Published: 2025-11-21
Overview
A high-severity vulnerability, identified as CVE-2025-62164, has been discovered in vLLM, a popular inference and serving engine for large language models (LLMs). This vulnerability, affecting versions 0.10.2 to before 0.11.1, could allow attackers to cause a denial-of-service (DoS) and potentially achieve remote code execution (RCE) on systems running vulnerable versions of vLLM.
Technical Details
The vulnerability resides in the Completions API endpoint. When processing user-supplied prompt embeddings, the endpoint utilizes torch.load() to load serialized tensors. Prior to version 0.11.1, insufficient validation of these tensors was performed. A change introduced in PyTorch 2.8.0 disabled sparse tensor integrity checks by default.
This allows a malicious actor to craft specially designed tensors that bypass internal bounds checks during the subsequent call to to_dense(). This circumvention triggers an out-of-bounds memory write, leading to memory corruption. The resulting memory corruption can crash the vLLM server, leading to a denial-of-service condition. More seriously, it presents a potential avenue for remote code execution if an attacker can carefully control the memory corruption process.
CVSS Analysis
- CVE ID: CVE-2025-62164
- Severity: HIGH
- CVSS Score: 8.8
A CVSS score of 8.8 indicates a high-severity vulnerability. The exploitability is relatively high due to the accessibility of the Completions API. The potential impact, including denial-of-service and remote code execution, makes this vulnerability a significant security risk.
Possible Impact
Successful exploitation of CVE-2025-62164 can have severe consequences:
- Denial of Service (DoS): The vLLM server crashes, rendering the LLM inference service unavailable.

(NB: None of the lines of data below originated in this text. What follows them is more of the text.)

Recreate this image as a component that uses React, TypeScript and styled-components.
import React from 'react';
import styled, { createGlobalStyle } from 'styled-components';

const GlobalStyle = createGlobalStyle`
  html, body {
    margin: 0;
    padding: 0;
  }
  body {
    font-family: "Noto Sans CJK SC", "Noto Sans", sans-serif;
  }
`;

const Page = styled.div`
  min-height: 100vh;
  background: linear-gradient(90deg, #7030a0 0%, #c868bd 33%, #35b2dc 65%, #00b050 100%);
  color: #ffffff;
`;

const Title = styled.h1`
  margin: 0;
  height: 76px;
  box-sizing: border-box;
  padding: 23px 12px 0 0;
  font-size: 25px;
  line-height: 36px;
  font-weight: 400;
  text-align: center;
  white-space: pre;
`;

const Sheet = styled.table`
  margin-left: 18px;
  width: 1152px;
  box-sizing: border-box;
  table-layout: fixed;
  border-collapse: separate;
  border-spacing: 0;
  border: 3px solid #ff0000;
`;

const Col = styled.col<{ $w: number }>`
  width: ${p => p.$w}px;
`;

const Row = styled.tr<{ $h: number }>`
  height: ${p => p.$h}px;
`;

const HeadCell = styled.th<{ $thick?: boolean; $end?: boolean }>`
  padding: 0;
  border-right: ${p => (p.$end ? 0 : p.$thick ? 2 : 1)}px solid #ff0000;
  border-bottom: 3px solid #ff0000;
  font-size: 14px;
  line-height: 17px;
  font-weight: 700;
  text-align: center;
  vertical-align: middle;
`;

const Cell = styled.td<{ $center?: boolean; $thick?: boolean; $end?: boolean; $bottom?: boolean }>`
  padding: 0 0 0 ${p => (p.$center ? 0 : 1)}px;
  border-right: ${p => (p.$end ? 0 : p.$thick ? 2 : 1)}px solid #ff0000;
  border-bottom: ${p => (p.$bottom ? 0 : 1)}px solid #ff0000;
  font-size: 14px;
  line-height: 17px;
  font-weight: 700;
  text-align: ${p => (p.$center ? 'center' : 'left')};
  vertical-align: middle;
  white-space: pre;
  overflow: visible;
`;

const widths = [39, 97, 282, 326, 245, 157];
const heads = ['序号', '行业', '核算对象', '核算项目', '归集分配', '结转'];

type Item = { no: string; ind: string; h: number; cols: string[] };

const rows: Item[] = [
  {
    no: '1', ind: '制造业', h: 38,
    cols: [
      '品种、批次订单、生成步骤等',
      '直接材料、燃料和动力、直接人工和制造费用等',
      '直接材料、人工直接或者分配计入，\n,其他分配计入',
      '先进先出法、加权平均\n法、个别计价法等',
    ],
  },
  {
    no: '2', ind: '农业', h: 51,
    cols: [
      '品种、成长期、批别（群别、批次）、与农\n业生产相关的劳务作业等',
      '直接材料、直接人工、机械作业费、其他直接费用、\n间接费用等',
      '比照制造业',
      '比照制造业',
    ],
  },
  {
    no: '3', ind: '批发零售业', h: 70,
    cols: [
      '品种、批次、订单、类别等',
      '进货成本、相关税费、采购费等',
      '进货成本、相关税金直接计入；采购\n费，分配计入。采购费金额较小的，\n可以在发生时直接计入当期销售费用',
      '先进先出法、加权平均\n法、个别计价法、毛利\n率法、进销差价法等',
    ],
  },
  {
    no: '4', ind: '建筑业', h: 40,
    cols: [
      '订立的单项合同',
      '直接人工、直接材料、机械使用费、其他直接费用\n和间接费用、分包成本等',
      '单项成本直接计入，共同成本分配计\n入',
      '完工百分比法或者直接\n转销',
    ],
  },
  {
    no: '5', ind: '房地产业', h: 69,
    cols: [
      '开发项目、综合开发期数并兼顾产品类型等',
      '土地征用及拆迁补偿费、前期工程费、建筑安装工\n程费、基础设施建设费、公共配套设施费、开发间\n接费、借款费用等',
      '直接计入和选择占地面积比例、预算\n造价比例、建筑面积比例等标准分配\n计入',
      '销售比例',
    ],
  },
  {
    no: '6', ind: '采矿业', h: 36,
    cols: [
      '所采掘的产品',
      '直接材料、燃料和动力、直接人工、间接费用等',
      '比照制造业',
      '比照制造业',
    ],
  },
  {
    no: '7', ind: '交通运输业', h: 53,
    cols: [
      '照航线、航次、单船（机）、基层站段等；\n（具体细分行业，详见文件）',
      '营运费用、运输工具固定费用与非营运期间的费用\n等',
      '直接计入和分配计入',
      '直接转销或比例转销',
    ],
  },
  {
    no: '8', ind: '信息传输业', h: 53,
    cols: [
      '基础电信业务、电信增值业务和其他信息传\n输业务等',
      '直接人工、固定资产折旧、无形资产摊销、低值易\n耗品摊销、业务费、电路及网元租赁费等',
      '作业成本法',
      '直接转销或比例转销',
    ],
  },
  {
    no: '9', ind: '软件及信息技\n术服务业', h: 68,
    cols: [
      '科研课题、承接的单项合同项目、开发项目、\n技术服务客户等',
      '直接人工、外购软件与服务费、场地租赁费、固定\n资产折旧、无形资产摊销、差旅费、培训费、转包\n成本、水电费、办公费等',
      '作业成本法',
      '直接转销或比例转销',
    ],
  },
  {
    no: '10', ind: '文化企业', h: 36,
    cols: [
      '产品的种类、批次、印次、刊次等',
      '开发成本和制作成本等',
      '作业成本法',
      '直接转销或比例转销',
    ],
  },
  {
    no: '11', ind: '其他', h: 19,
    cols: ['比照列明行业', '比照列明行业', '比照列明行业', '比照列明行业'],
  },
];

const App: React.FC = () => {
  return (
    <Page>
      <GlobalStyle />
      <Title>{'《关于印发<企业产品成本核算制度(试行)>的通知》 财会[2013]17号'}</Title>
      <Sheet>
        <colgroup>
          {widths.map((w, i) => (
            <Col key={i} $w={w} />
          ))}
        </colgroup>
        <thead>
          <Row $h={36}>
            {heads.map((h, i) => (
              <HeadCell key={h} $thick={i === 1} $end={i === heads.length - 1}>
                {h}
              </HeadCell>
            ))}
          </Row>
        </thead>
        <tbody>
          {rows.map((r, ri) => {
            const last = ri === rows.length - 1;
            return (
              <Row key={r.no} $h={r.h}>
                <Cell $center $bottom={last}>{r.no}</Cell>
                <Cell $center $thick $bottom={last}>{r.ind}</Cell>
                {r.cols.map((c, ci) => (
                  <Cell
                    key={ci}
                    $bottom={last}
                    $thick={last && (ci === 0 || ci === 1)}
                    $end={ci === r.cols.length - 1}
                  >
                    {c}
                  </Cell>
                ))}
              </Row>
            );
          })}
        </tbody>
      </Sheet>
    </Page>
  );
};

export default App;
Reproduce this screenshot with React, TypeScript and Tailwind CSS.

- Remote Code Execution (RCE): An attacker gains the ability to execute arbitrary code on the server hosting vLLM, potentially compromising sensitive data and systems.
Mitigation and Patch Steps
The vulnerability has been patched in vLLM version 0.11.1. It is strongly recommended that all users of vLLM versions 0.10.2 through 0.11.0 upgrade to version 0.11.1 or later immediately.
To upgrade vLLM, use your preferred package manager. For example, using pip:
pip install vllm==0.11.1
If upgrading is not immediately possible, consider implementing temporary mitigation measures, such as:
- Restricting access to the Completions API to trusted sources only.
- Implementing additional input validation on prompt embeddings before passing them to
torch.load(). However, this is unlikely to be a complete mitigation.